- _Request_
Find and copy each line of the records where the string "TypeScript" shows up.
** Begin **
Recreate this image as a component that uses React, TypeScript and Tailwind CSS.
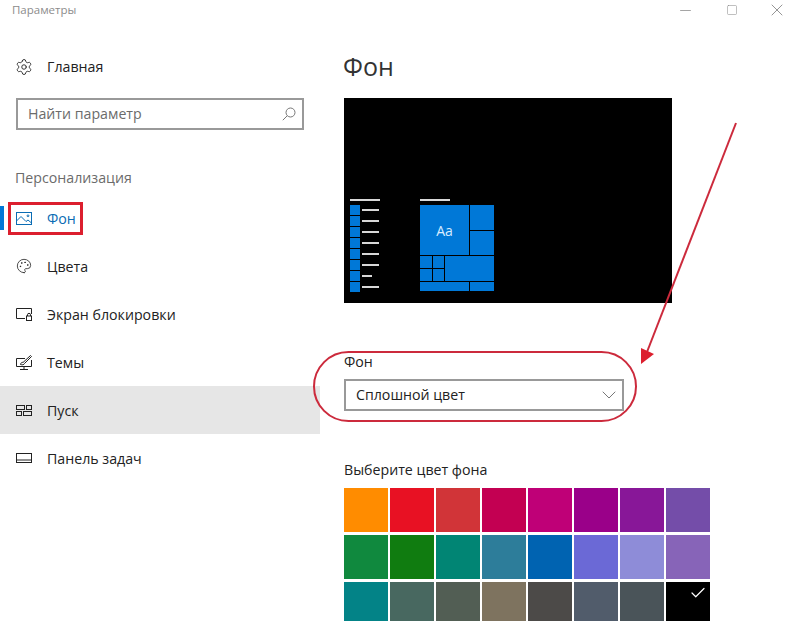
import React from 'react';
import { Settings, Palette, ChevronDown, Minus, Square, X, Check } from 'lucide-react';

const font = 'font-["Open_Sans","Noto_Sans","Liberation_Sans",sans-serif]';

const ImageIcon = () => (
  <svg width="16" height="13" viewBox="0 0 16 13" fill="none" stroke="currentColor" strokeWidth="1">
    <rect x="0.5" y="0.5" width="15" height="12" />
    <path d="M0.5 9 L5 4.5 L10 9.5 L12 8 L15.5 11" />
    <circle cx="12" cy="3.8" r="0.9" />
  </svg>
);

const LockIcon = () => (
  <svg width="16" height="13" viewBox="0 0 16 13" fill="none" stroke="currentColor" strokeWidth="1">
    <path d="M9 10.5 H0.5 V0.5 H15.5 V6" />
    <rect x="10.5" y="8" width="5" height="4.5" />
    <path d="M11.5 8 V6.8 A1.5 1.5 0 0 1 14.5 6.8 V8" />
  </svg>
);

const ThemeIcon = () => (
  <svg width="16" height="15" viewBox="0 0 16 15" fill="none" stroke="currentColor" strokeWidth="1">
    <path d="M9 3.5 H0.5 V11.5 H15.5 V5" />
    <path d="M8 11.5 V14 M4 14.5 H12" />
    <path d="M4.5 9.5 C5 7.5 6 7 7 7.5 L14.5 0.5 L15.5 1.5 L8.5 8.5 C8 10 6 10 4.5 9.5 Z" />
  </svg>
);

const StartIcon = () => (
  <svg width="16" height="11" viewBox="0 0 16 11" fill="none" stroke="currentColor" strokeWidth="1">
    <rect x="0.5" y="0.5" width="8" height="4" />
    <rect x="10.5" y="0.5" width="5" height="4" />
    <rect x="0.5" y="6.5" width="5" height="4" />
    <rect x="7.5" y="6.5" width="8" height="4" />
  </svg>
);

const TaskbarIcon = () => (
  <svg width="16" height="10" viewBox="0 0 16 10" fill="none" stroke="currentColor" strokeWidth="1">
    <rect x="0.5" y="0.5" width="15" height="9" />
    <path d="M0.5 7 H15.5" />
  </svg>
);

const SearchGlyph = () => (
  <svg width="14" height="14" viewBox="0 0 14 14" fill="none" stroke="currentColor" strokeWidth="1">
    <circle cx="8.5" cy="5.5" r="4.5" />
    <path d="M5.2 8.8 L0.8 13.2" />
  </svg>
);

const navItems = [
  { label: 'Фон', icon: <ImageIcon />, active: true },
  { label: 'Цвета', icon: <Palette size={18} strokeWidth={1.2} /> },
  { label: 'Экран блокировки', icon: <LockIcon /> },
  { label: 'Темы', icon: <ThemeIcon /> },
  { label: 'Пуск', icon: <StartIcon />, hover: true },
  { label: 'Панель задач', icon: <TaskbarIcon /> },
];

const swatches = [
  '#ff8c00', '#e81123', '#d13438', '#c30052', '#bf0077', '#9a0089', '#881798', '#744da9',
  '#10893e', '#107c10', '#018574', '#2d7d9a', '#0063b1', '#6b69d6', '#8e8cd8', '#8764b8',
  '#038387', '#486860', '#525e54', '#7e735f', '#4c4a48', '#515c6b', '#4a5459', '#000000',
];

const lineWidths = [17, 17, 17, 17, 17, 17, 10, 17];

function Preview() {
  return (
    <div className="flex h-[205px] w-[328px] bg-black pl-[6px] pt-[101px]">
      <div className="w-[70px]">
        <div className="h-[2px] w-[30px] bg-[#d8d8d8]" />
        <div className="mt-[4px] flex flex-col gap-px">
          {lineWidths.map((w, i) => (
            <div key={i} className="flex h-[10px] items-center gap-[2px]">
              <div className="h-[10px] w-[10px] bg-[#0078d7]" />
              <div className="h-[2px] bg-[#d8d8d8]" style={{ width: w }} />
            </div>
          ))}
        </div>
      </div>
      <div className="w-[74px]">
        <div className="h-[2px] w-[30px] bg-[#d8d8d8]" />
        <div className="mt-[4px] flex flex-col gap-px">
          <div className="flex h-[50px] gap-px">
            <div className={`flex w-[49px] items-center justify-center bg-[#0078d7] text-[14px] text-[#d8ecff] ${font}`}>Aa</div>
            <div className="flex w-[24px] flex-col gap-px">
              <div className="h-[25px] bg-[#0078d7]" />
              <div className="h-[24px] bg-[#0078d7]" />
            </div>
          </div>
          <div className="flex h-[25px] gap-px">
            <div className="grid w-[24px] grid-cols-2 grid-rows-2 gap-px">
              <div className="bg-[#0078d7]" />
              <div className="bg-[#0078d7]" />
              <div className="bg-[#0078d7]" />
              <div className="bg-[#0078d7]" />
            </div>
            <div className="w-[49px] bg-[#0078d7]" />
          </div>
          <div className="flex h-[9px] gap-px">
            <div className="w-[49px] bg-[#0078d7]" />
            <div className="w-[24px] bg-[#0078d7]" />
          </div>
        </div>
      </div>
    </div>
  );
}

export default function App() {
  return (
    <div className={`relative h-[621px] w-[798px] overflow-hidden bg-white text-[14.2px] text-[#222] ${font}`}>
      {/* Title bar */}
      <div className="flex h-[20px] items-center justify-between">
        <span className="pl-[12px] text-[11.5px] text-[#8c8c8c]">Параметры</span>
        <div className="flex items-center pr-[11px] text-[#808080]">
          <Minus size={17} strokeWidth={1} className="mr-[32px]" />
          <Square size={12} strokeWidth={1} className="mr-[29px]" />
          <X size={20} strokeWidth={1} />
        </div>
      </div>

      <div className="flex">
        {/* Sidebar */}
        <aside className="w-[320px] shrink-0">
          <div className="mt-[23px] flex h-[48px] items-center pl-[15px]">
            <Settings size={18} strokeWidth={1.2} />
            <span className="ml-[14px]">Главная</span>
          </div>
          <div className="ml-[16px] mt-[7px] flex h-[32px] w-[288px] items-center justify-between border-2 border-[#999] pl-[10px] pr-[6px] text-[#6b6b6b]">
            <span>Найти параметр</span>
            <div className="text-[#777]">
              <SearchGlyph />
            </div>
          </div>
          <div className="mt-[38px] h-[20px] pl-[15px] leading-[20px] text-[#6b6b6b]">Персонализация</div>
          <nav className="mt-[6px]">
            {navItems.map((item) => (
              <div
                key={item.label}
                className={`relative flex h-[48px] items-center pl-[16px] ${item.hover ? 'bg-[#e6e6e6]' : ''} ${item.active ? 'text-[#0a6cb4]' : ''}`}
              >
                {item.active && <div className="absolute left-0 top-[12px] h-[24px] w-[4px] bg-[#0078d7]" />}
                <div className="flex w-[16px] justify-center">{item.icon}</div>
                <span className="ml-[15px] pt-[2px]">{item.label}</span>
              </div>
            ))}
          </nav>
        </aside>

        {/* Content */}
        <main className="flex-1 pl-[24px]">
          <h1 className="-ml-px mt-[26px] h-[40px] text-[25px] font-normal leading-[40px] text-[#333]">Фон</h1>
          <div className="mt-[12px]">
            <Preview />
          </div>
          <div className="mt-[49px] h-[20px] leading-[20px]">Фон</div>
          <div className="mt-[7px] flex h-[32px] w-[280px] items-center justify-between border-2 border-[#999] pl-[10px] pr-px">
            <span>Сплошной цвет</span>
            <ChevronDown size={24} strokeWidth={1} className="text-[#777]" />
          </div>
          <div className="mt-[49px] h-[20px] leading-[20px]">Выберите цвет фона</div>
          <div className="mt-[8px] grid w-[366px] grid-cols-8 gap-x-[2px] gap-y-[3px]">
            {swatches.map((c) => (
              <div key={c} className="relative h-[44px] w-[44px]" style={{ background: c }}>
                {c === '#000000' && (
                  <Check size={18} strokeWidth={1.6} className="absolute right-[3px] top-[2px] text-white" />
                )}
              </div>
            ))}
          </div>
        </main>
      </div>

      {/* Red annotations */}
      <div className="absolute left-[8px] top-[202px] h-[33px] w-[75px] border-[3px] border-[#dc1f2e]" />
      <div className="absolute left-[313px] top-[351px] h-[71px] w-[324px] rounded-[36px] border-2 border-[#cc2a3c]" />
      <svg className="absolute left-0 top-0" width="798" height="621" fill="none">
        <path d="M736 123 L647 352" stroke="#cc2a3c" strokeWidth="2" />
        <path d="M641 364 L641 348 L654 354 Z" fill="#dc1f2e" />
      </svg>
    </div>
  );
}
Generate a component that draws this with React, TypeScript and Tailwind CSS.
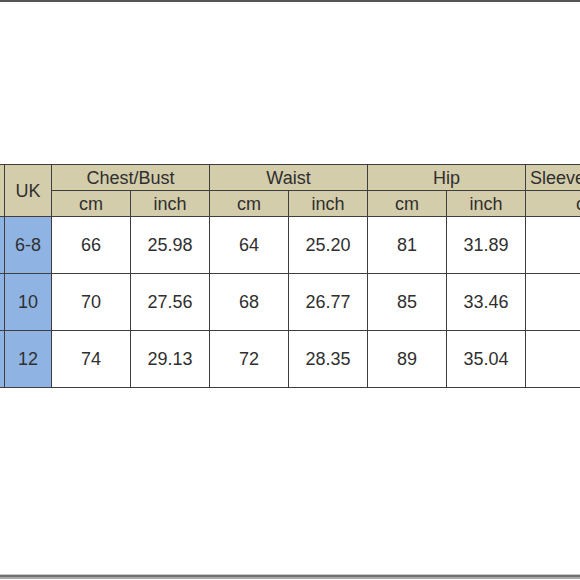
** End **
- _Worked solution_
Recreate this image as a component that uses React, TypeScript and Tailwind CSS.
Generate a component that draws this with React, TypeScript and Tailwind CSS.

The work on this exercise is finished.